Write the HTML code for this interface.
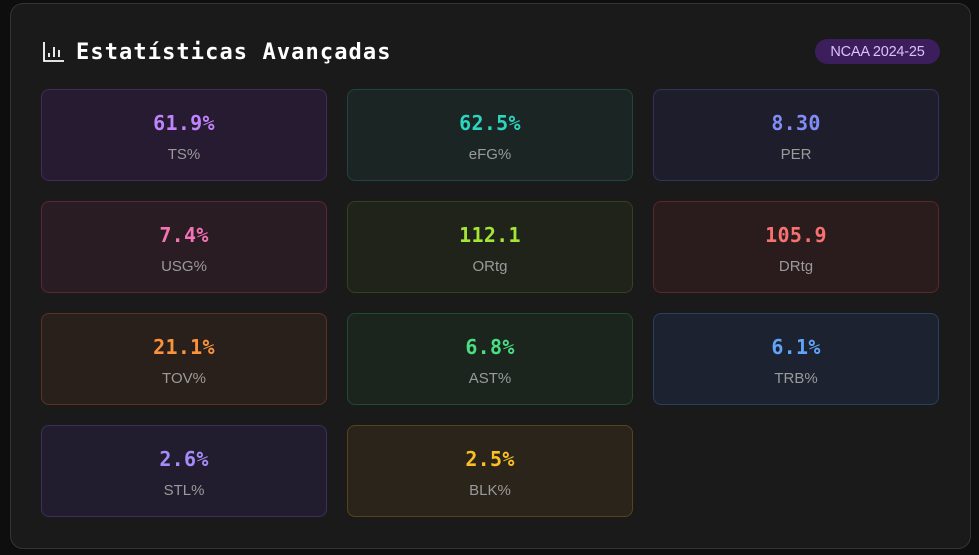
<!DOCTYPE html>
<html><head><meta charset="utf-8"><style>
*{margin:0;padding:0;box-sizing:border-box}
html,body{width:979px;height:555px;background:#0e0e0e;overflow:hidden}
.panel{position:absolute;left:10px;top:3px;width:961px;height:546px;background:#1a1a1a;border:1px solid #333;border-radius:13px}
.title{position:absolute;left:76px;top:40px;font:bold 22px "DejaVu Sans Mono",monospace;color:#fff;letter-spacing:1.1px}
.icon{position:absolute;left:43px;top:41px}
.badge{position:absolute;left:815px;top:39px;width:125px;height:25px;border-radius:13px;background:#3d1e5c;color:#dcc0fb;font:14.5px "Liberation Sans",sans-serif;text-align:center;line-height:26px;letter-spacing:-0.2px}
.c{position:absolute;width:286px;height:92px;border-radius:8px;border:1px solid;text-align:center}
.v{position:absolute;left:0;right:0;top:21px;font:bold 20px "DejaVu Sans Mono",monospace;letter-spacing:0.3px}
.l{position:absolute;left:0;right:0;top:56px;font:15px "Liberation Sans",sans-serif;color:#9a9a9a}
</style></head><body>
<div class="panel"></div>
<svg class="icon" width="22" height="22" viewBox="0 0 22 22" fill="none" stroke="#fff" stroke-width="1.8"><path d="M1 1V20H21M6 16V12M11 16V6M16 16V9"/></svg>
<div class="title">Estatísticas Avançadas</div>
<div class="badge">NCAA 2024-25</div>

<div class="c" style="left:41px;top:89px;background:#261b31;border-color:#43295c"><div class="v" style="color:#c084fc">61.9%</div><div class="l">TS%</div></div>
<div class="c" style="left:347px;top:89px;background:#1a2524;border-color:#1f4640"><div class="v" style="color:#2dd4bf">62.5%</div><div class="l">eFG%</div></div>
<div class="c" style="left:653px;top:89px;background:#1e1d2c;border-color:#34315c"><div class="v" style="color:#818cf8">8.30</div><div class="l">PER</div></div>

<div class="c" style="left:41px;top:201px;background:#2a1c23;border-color:#5a2739"><div class="v" style="color:#f472b6">7.4%</div><div class="l">USG%</div></div>
<div class="c" style="left:347px;top:201px;background:#1f231a;border-color:#33421f"><div class="v" style="color:#a3e635">112.1</div><div class="l">ORtg</div></div>
<div class="c" style="left:653px;top:201px;background:#2a1c1c;border-color:#5a2828"><div class="v" style="color:#f87171">105.9</div><div class="l">DRtg</div></div>

<div class="c" style="left:41px;top:313px;background:#2a201b;border-color:#5a3320"><div class="v" style="color:#fb923c">21.1%</div><div class="l">TOV%</div></div>
<div class="c" style="left:347px;top:313px;background:#1b251e;border-color:#224a2e"><div class="v" style="color:#4ade80">6.8%</div><div class="l">AST%</div></div>
<div class="c" style="left:653px;top:313px;background:#1c2230;border-color:#28405f"><div class="v" style="color:#60a5fa">6.1%</div><div class="l">TRB%</div></div>

<div class="c" style="left:41px;top:425px;background:#221d2e;border-color:#3c2f5e"><div class="v" style="color:#a78bfa">2.6%</div><div class="l">STL%</div></div>
<div class="c" style="left:347px;top:425px;background:#2a241b;border-color:#57421c"><div class="v" style="color:#fbbf24">2.5%</div><div class="l">BLK%</div></div>
</body></html>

◇ ◇ ◇ ◇ ◇ ◇ ◇

EXERCISE REQUIREMENTS =
Return each line of the data, keeping its wording exact and omitting pictures.

SOLUTION FOR THIS EXERCISE =
Write the HTML code for this interface.
<!DOCTYPE html>
<html><head><meta charset="utf-8"><style>
*{margin:0;padding:0;box-sizing:border-box}
html,body{width:979px;height:555px;background:#0e0e0e;overflow:hidden}
.panel{position:absolute;left:10px;top:3px;width:961px;height:546px;background:#1a1a1a;border:1px solid #333;border-radius:13px}
.title{position:absolute;left:76px;top:40px;font:bold 22px "DejaVu Sans Mono",monospace;color:#fff;letter-spacing:1.1px}
.icon{position:absolute;left:43px;top:41px}
.badge{position:absolute;left:815px;top:39px;width:125px;height:25px;border-radius:13px;background:#3d1e5c;color:#dcc0fb;font:14.5px "Liberation Sans",sans-serif;text-align:center;line-height:26px;letter-spacing:-0.2px}
.c{position:absolute;width:286px;height:92px;border-radius:8px;border:1px solid;text-align:center}
.v{position:absolute;left:0;right:0;top:21px;font:bold 20px "DejaVu Sans Mono",monospace;letter-spacing:0.3px}
.l{position:absolute;left:0;right:0;top:56px;font:15px "Liberation Sans",sans-serif;color:#9a9a9a}
</style></head><body>
<div class="panel"></div>
<svg class="icon" width="22" height="22" viewBox="0 0 22 22" fill="none" stroke="#fff" stroke-width="1.8"><path d="M1 1V20H21M6 16V12M11 16V6M16 16V9"/></svg>
<div class="title">Estatísticas Avançadas</div>
<div class="badge">NCAA 2024-25</div>

<div class="c" style="left:41px;top:89px;background:#261b31;border-color:#43295c"><div class="v" style="color:#c084fc">61.9%</div><div class="l">TS%</div></div>
<div class="c" style="left:347px;top:89px;background:#1a2524;border-color:#1f4640"><div class="v" style="color:#2dd4bf">62.5%</div><div class="l">eFG%</div></div>
<div class="c" style="left:653px;top:89px;background:#1e1d2c;border-color:#34315c"><div class="v" style="color:#818cf8">8.30</div><div class="l">PER</div></div>

<div class="c" style="left:41px;top:201px;background:#2a1c23;border-color:#5a2739"><div class="v" style="color:#f472b6">7.4%</div><div class="l">USG%</div></div>
<div class="c" style="left:347px;top:201px;background:#1f231a;border-color:#33421f"><div class="v" style="color:#a3e635">112.1</div><div class="l">ORtg</div></div>
<div class="c" style="left:653px;top:201px;background:#2a1c1c;border-color:#5a2828"><div class="v" style="color:#f87171">105.9</div><div class="l">DRtg</div></div>

<div class="c" style="left:41px;top:313px;background:#2a201b;border-color:#5a3320"><div class="v" style="color:#fb923c">21.1%</div><div class="l">TOV%</div></div>
<div class="c" style="left:347px;top:313px;background:#1b251e;border-color:#224a2e"><div class="v" style="color:#4ade80">6.8%</div><div class="l">AST%</div></div>
<div class="c" style="left:653px;top:313px;background:#1c2230;border-color:#28405f"><div class="v" style="color:#60a5fa">6.1%</div><div class="l">TRB%</div></div>

<div class="c" style="left:41px;top:425px;background:#221d2e;border-color:#3c2f5e"><div class="v" style="color:#a78bfa">2.6%</div><div class="l">STL%</div></div>
<div class="c" style="left:347px;top:425px;background:#2a241b;border-color:#57421c"><div class="v" style="color:#fbbf24">2.5%</div><div class="l">BLK%</div></div>
</body></html>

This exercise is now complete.